The 2017 state Assembly elections highlighted the loosening grip of the BJP. Amit Shah, who had boasted of bagging 150 of the total 182 seats to set a new record found that its tally had fallen to 99, the lowest ever since 2001. Meanwhile, the Congress had improved to best-ever tally of 77 during the same period. The results also brought out the near-total urban-rural divide — the urban areas remained with the BJP and the rural by and large veered towards the Congress. Of the 55 seats in and around the four key cities of Ahmedabad, Vadodara, Rajkot and Surat, the BJP bagged 44. The Congress got only 11. Out of 127 seats in the semi-urban and predominantly rural areas, the Congress mopped up 72 seats, leaving only 55 to the BJP.

An extrapolation of the Assembly results with the Lok Sabha seats would mean the Congress victory on at least eight of the 26 seats but the electioneering is no simple arithmetic. All indicators point out that the Congress has not been able to breach even an inch into the BJP urban bastion. Alarmed over its loss in the suburban and rural areas, the BJP took up in right earnest the work to soothe the hurt feelings of the voters. Anything more than one seat would be a creditable show for the Congress. For the BJP, any breach in the bund would be a body blow and bad for morale.
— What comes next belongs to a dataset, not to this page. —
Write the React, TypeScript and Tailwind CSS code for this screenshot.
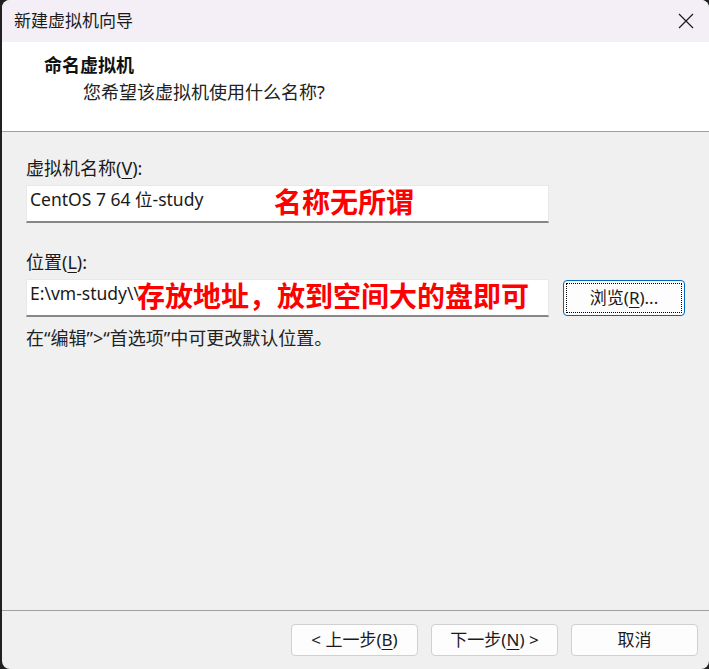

MODI: Strength or weakness?

The BJP’s biggest strength Modi is also its flawed weakness. Modi’s more than 13-year-rule in Gujarat saw his complete domination. He was the party and he was the government. A cadre-based party is a pyramidal structure with power flowing from the bottom to the top. Modi inverted this pyramid to turn it into a Congress-like structure where the power flows from the top to the bottom. It is the same ‘Gujarat model’ which has been replicated at the centre. Now it is the persona of Modi that rules with the BJP taking a backseat while Amit Shah is the face that ensures complete Modi control over the party set up.